5.19.2009

Lawrence Block speaks about Step by Step

I read my first Lawrence Block book in 1994. I was living in Ottumwa, a small, dying town in Southern Iowa. I came to work for the newspaper there. My goal was to be gone in a year; I turned in my two-week notice somewhere around my first anniversary. There was little to recommend the town, but if nothing else, I took away a love affair with Block’s work. I found that first book, A Ticket to the Boneyard, on the shelves of the library there. Over the course of the rest of the year, I read 12 more Block books, found at that library, back at the Iowa City library (where I kept a card because my visits occurred just often enough to justify it) and bookstores. Since, I’ve read several Block books every year – only twice have I only read one – and have read at least 60 to date.

The latest on my list is a bittersweet affair. Step By Step, his memoir about his years racewalking, may also be his last. In a wide-ranging interview done for a story to preview an appearance he’ll make Thursday in Cedar Rapids, we talked about the book, prospects for more, his early days and much more. We talked so much that I've split things in two, with the more general discussion about the book over at CorridorBuzz.com, and the more specific information about writing over here. I've spoken with Block a few times, most recently for TIRBD in 2007.

In this most recent interview, I asked about the general malaise he mentions in Step by Step regarding writing.

“I may really not write another book,” he said. “I don’t know. It wouldn’t surprise me if I’m done writing novels. I may have tapped out that well.”

If that’s the case, Block leaves most of us die-hard fans with a full bookshelf of great books. Step by Step is a worthy addition to that list. It’s a fascinating look at a part of Block’s life that most of us knew little about. Anyone who has followed his newsletter for a while knew about his racewalking, but certainly not the extent – or success – of his efforts.

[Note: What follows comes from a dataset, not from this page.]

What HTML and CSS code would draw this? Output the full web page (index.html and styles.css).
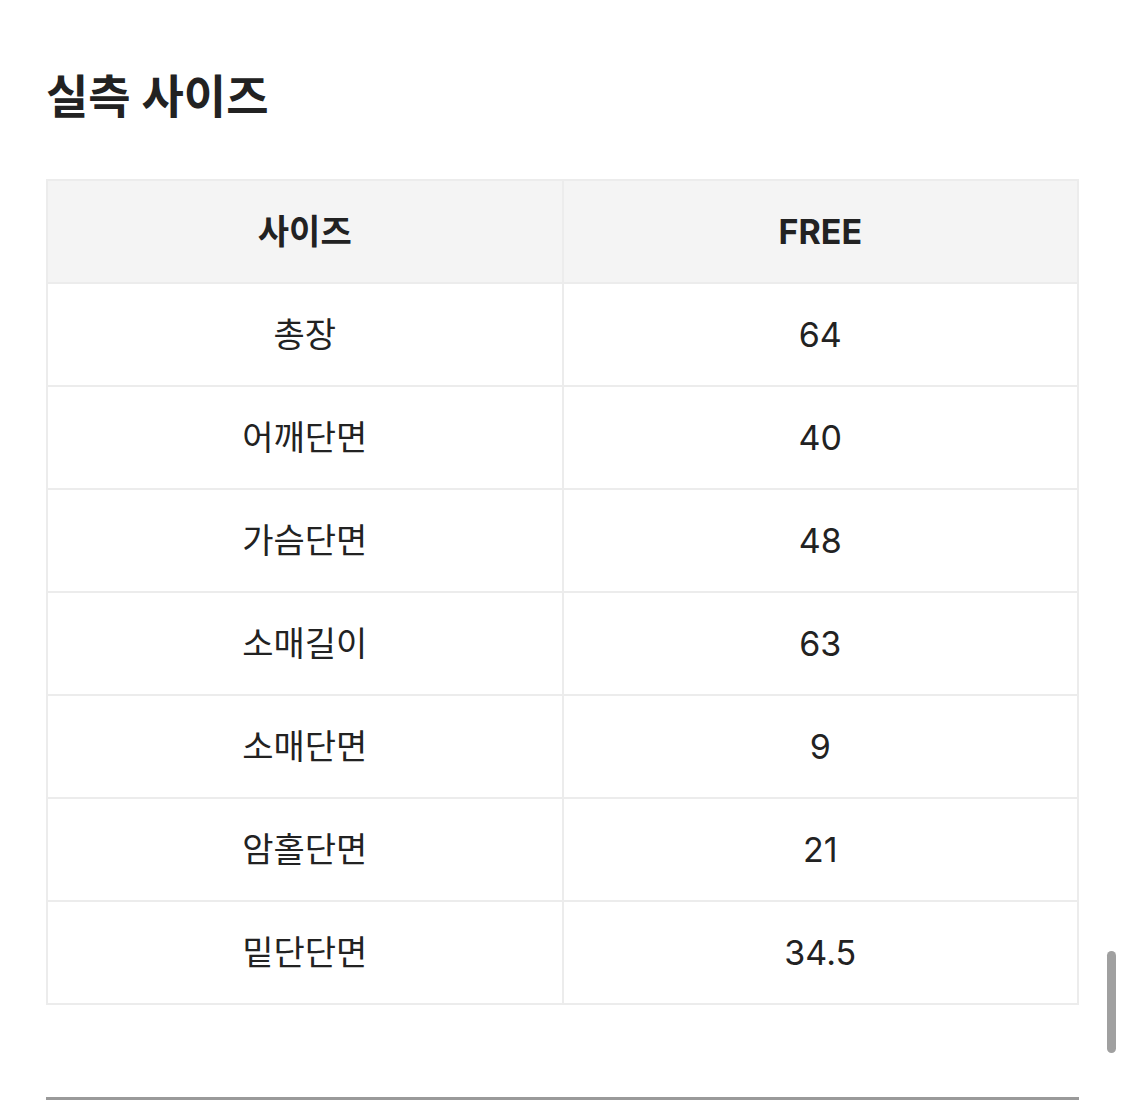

Of course, it’s not all about racewalking. He spends considerable time talking about his early days, both as a kid and as a young novelist. This is his second stab at a memoir, and if the parts about his earliest stabs at writing are any indication, a true writing memoir would be a goldmine for fans. He tried once, but set it aside in part because he didn’t think he had reached a point where he wanted to rehash his career.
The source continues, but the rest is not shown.